If you have a specific trip in mind, the decision framework is straightforward. Search Flying Blue for award availability on your desired route and dates. Calculate the cash value of the ticket you would otherwise buy. Divide by the miles required. If the resulting value per mile exceeds 1.69 cents, buying miles to cover the redemption makes financial sense. If it falls below, pay cash.

For travelers without an immediate trip but who fly Air France, KLM, or SkyTeam partners regularly, a modest speculative buy of 50,000 to 100,000 miles (yielding 90,000 to 180,000 with the bonus) provides a useful war chest. This is enough to cover one long-haul business class award or several intra-European hops when Promo Rewards align. Keep the position sized to what you can realistically redeem within 12 to 18 months. Miles sitting idle for years are miles losing value to inflation.

The travelers who should skip this promotion are those without any SkyTeam travel on the horizon, those who fly exclusively in economy on routes where cash fares are already competitive, and those who are already sitting on large unredeemed Flying Blue balances. Adding more miles to a pile you have not figured out how to use is not a deal. It is a sunk cost masquerading as an asset.

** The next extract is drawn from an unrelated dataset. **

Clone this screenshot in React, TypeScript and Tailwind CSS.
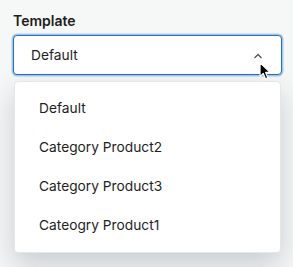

Flying Blue miles do not expire as long as you have qualifying activity every 24 months, a generous policy compared to some programs. But the absence of expiration is not a reason to hoard. Time degrades the value of every airline currency through pricing inflation and program changes. The best mile is one redeemed within months of acquisition, ideally on a redemption you have already identified and priced.

At 1.69 cents per mile, this promotion is genuinely competitive. Whether it is genuinely valuable depends on whether you treat it as a targeted tool or a speculative gamble. The math favors the prepared.